— start of Supplied data —

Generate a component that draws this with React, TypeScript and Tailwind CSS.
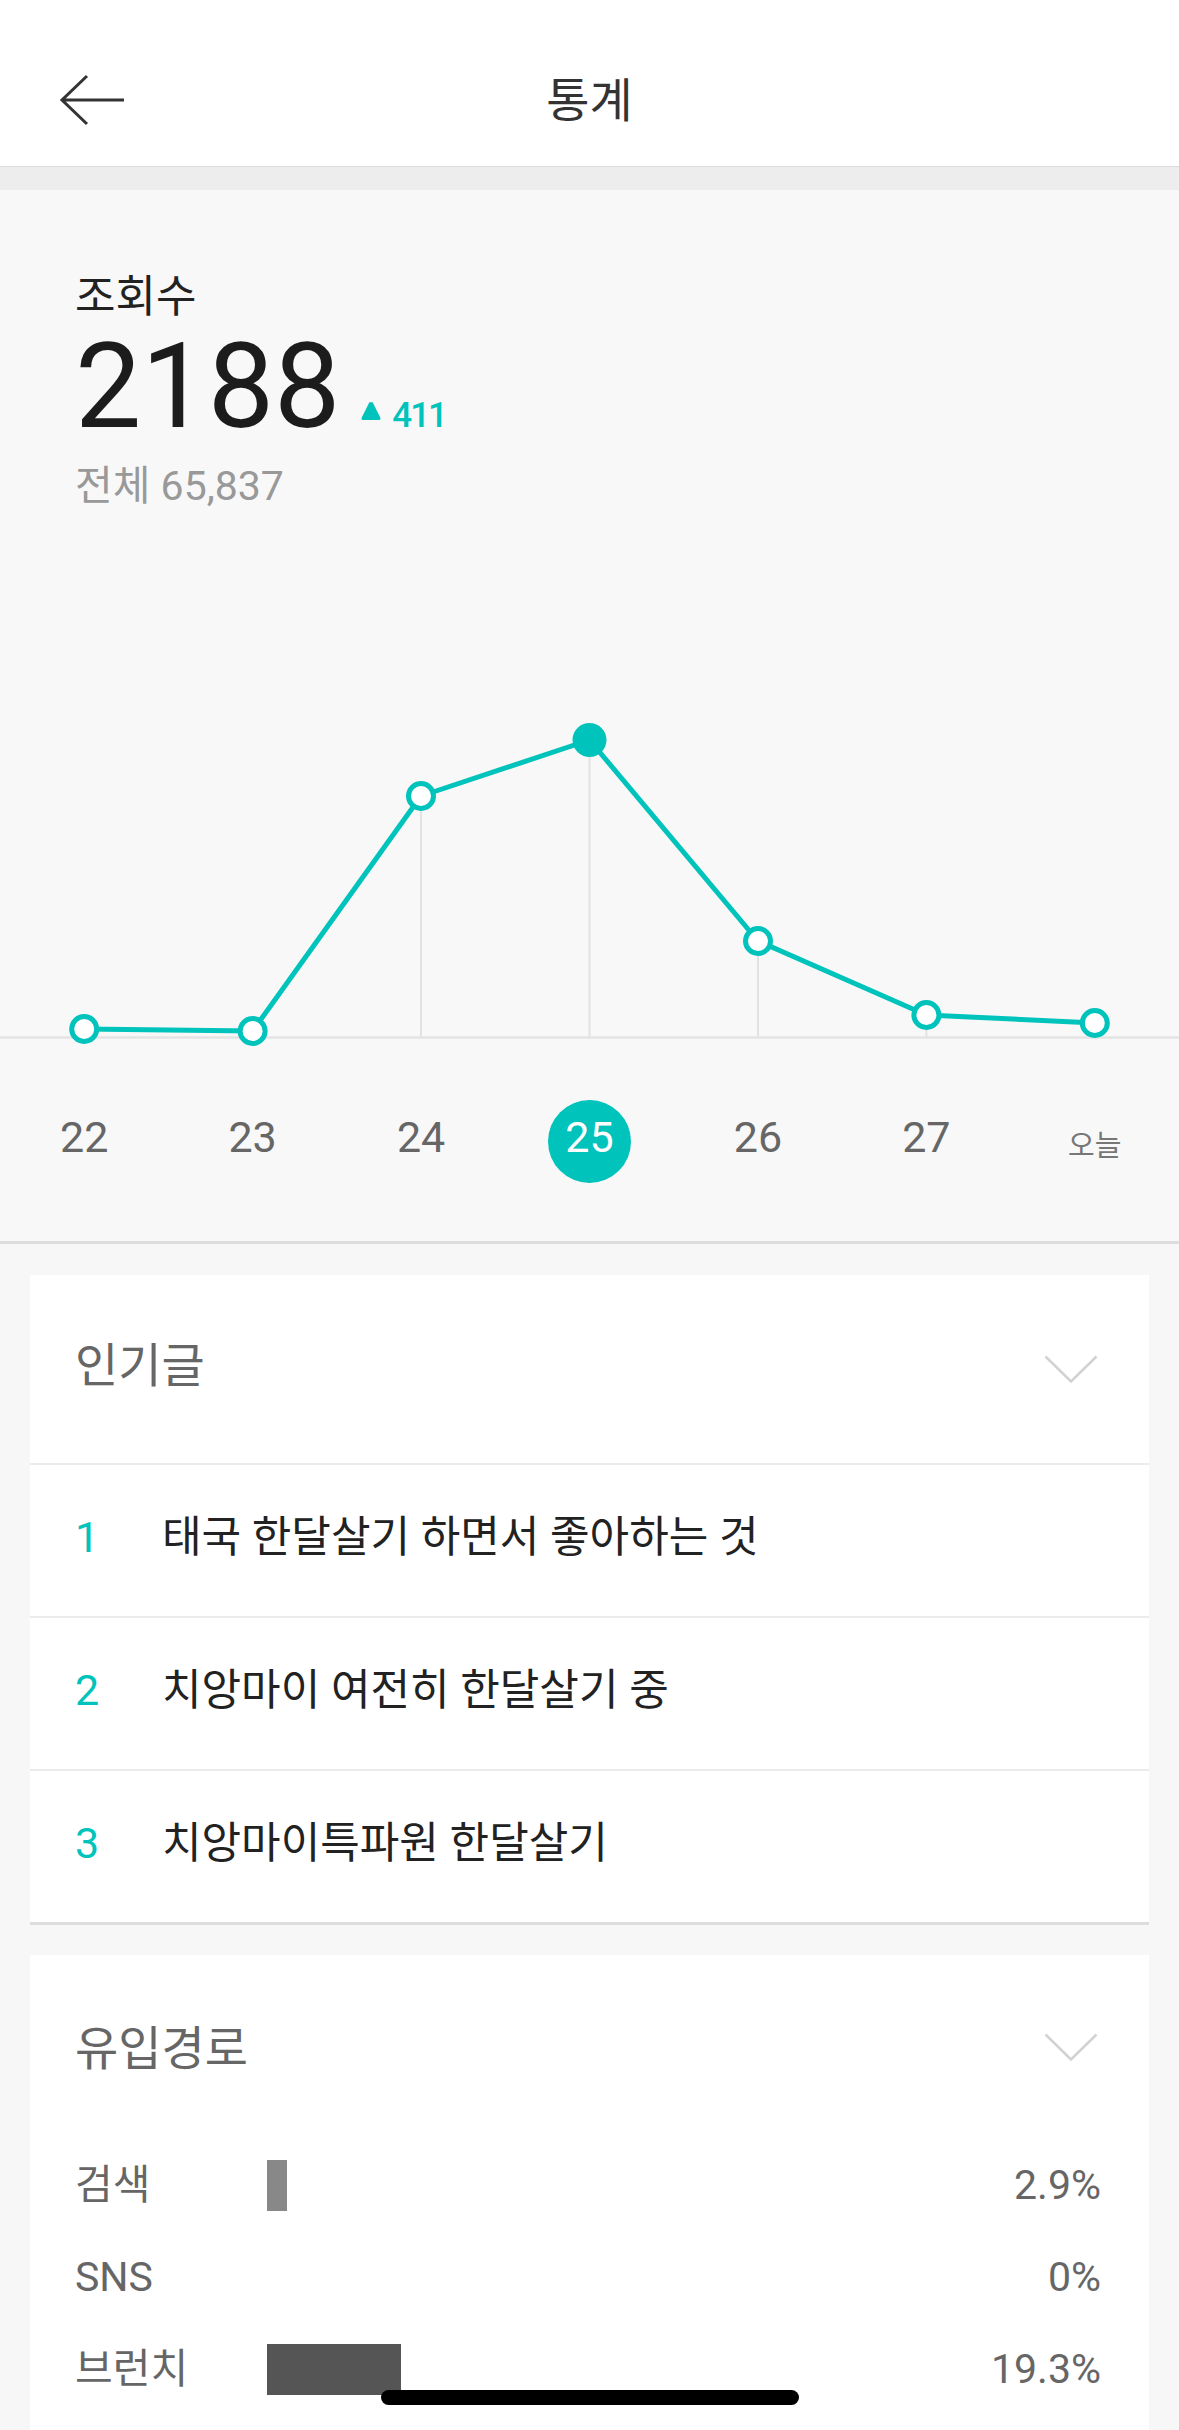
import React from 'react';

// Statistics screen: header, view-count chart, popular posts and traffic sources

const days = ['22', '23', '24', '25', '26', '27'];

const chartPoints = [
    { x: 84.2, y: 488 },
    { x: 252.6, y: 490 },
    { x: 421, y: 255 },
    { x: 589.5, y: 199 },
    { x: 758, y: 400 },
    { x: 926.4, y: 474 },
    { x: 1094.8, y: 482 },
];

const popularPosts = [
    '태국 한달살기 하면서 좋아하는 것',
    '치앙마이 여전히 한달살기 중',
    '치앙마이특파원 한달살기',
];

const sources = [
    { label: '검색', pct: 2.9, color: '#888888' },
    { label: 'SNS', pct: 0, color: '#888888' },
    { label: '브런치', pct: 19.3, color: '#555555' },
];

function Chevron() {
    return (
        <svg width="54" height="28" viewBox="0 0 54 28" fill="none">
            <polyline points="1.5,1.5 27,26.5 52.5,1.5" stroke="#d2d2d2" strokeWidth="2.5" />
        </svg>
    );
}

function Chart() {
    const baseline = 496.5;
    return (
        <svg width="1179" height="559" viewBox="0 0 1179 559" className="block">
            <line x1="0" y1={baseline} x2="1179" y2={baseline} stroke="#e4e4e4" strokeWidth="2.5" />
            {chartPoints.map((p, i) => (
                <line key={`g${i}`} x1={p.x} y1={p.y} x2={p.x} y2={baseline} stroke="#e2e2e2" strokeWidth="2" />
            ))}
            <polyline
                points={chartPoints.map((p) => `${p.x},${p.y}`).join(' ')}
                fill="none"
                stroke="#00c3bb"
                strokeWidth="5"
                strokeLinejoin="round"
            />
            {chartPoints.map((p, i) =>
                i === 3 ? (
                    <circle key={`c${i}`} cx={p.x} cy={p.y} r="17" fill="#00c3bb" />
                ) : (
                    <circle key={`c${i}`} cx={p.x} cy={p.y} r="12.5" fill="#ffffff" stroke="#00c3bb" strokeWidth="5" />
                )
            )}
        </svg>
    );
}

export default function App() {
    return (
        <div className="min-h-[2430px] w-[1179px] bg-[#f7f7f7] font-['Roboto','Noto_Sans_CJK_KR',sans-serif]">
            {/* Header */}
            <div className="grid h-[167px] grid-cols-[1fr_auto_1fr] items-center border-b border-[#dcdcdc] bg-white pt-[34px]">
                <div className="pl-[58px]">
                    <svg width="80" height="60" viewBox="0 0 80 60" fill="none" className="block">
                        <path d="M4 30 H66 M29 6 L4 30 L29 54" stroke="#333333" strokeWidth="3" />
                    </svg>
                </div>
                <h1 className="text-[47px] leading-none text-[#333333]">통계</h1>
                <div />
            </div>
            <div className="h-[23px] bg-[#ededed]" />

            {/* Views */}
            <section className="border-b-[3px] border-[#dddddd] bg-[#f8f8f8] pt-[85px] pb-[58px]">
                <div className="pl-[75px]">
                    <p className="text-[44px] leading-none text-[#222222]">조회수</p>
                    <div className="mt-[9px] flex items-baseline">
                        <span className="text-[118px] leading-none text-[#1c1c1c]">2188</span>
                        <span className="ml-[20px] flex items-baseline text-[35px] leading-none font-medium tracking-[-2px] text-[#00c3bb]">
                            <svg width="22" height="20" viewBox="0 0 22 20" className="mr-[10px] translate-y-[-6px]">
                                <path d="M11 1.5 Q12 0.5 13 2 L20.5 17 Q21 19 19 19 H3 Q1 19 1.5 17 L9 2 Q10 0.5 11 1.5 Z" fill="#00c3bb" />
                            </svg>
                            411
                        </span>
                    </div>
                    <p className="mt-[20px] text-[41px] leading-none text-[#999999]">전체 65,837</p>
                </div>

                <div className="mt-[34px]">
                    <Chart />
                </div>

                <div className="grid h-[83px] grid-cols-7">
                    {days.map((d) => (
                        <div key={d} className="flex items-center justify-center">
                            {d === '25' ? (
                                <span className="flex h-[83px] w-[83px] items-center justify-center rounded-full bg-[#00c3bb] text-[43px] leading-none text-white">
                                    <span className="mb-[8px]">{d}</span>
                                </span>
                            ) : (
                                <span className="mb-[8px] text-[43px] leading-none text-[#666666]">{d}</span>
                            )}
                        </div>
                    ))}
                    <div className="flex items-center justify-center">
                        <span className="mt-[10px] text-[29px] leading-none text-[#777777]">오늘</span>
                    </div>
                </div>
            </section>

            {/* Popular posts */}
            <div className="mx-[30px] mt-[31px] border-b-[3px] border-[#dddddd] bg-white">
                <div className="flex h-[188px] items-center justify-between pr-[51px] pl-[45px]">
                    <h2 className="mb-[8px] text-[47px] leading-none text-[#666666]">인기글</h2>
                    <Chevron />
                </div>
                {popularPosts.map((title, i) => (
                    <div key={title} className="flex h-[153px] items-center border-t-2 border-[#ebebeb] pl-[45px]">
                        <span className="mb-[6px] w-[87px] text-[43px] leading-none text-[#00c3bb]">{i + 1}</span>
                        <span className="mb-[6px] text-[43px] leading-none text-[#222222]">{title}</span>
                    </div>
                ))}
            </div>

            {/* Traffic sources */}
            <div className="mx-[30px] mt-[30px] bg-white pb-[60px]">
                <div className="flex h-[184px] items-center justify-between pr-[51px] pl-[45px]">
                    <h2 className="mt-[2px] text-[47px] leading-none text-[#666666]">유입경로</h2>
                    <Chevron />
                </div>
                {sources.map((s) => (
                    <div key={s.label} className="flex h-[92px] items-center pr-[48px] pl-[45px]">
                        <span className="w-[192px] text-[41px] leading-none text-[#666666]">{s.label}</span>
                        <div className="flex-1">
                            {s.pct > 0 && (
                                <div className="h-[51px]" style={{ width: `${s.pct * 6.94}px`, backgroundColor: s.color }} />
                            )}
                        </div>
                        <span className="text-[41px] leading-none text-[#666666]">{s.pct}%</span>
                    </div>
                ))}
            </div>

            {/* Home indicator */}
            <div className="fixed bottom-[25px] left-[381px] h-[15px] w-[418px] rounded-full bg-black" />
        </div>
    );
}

— end of Supplied data —
— start of Supplied data —

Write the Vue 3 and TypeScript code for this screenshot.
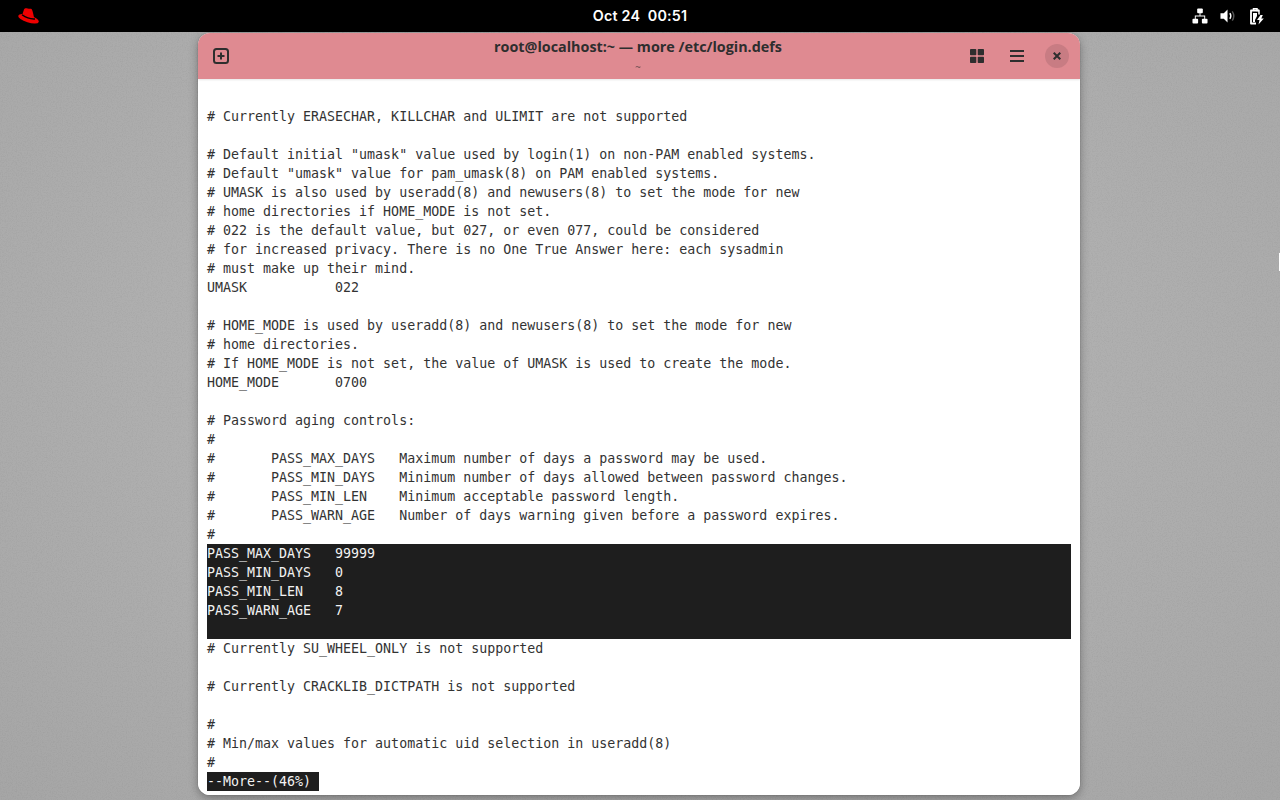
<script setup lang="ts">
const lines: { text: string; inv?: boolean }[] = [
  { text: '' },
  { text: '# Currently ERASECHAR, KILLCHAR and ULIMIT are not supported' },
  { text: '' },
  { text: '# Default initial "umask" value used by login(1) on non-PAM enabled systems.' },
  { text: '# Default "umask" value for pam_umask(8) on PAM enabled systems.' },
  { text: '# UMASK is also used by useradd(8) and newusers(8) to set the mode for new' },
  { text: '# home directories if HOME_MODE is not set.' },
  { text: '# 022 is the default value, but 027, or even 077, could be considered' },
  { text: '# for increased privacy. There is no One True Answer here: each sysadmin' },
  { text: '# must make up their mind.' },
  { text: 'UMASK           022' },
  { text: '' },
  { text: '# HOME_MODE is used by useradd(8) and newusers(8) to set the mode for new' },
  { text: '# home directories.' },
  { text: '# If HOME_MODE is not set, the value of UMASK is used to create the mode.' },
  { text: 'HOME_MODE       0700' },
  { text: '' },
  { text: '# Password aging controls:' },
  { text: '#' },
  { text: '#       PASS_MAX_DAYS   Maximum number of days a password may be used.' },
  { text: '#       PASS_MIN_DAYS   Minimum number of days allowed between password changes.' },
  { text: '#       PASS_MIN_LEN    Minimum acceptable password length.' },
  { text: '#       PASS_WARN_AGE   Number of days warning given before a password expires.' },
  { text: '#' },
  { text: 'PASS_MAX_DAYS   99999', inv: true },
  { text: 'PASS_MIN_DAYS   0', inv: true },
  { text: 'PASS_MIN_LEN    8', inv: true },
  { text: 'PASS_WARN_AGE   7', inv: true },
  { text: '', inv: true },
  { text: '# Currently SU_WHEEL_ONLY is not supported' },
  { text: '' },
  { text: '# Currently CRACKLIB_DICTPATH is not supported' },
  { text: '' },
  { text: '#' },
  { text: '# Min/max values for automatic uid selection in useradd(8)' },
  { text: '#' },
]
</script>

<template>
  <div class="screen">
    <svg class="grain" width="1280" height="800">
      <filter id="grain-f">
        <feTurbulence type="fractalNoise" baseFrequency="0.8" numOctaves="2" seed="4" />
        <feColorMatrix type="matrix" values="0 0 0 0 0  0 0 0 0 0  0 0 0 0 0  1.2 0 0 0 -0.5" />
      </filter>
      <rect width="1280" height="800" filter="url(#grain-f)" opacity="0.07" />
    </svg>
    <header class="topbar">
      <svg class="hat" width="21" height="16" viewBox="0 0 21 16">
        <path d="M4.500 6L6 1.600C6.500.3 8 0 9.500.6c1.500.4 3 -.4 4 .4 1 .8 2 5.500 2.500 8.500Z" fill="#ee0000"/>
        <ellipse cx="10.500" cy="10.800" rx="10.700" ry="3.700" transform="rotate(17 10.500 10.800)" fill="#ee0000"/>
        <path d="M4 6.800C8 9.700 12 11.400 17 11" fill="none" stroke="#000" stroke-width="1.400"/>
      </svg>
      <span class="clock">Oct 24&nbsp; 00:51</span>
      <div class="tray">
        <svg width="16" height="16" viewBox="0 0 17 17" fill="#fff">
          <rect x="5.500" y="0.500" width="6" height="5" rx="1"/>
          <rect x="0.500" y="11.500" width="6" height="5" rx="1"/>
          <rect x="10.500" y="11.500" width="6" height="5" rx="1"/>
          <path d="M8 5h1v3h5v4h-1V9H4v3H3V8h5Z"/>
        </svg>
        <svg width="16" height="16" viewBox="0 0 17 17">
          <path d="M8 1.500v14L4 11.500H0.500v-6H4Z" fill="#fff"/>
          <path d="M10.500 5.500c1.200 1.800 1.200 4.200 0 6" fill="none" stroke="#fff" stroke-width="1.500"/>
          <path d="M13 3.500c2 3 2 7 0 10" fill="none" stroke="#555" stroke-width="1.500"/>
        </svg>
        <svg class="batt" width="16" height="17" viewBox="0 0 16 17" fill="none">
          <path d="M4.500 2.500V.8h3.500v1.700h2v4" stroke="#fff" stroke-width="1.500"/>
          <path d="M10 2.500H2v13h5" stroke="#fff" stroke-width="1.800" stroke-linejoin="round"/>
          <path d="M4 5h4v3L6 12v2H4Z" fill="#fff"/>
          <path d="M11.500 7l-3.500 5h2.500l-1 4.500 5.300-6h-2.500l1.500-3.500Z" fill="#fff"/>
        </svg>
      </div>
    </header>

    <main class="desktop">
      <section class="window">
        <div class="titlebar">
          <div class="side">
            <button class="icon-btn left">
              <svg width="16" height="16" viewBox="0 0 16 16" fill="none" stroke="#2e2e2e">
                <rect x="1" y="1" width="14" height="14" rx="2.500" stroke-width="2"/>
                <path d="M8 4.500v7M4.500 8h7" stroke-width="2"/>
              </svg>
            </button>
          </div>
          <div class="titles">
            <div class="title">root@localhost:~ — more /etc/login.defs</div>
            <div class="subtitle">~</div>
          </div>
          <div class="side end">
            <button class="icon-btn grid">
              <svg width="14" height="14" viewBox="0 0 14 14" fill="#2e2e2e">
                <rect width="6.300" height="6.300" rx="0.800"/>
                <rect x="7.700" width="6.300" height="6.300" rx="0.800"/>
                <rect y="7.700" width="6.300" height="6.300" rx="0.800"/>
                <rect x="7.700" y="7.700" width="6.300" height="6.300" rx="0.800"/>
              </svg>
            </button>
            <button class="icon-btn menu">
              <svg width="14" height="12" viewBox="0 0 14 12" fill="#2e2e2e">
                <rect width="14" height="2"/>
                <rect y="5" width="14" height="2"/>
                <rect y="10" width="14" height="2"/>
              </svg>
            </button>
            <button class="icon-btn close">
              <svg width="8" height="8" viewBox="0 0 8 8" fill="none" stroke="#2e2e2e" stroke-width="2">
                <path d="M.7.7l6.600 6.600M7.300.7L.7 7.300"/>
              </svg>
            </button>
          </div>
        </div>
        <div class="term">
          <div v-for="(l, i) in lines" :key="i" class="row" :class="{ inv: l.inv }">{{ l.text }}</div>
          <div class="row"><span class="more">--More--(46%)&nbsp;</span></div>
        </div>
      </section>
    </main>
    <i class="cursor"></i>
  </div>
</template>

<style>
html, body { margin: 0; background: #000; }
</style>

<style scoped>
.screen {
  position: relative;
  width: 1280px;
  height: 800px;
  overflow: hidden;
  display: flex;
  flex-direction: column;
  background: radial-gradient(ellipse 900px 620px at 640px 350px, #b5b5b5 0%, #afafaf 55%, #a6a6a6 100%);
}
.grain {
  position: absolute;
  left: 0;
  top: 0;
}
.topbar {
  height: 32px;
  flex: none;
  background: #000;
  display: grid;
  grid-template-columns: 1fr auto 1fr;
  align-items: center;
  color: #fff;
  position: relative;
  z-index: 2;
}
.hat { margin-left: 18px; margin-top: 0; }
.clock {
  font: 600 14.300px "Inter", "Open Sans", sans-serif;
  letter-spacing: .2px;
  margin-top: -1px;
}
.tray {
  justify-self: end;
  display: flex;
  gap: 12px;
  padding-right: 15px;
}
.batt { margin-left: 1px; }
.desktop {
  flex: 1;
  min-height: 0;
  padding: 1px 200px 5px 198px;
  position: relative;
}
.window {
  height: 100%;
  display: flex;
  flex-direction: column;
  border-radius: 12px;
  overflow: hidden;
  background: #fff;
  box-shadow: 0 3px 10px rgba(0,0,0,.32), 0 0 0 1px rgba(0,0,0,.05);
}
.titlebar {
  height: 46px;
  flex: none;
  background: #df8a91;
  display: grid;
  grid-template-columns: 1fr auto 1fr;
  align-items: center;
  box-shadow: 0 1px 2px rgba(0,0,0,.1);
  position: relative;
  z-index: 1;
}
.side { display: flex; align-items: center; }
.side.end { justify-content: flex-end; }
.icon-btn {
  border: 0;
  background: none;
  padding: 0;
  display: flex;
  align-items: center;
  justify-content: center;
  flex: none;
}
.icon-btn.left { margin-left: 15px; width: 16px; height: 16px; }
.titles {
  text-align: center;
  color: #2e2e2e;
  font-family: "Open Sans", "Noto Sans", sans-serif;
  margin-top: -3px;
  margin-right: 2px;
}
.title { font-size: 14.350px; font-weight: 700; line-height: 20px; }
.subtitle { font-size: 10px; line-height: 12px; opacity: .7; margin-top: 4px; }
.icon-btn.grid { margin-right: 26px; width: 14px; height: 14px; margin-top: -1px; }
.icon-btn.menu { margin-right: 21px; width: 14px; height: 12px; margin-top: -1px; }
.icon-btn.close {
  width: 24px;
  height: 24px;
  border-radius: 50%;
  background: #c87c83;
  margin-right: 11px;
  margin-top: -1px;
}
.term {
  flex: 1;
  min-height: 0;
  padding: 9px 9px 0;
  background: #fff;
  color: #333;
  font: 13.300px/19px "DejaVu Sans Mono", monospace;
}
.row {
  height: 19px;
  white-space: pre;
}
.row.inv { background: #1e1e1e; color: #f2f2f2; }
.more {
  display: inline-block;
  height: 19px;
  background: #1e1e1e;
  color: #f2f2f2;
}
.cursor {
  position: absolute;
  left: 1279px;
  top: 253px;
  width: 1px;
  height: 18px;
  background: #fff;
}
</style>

— end of Supplied data —

Only the number is wanted: how many lines of the material contain the word "TypeScript"?

Full output:
2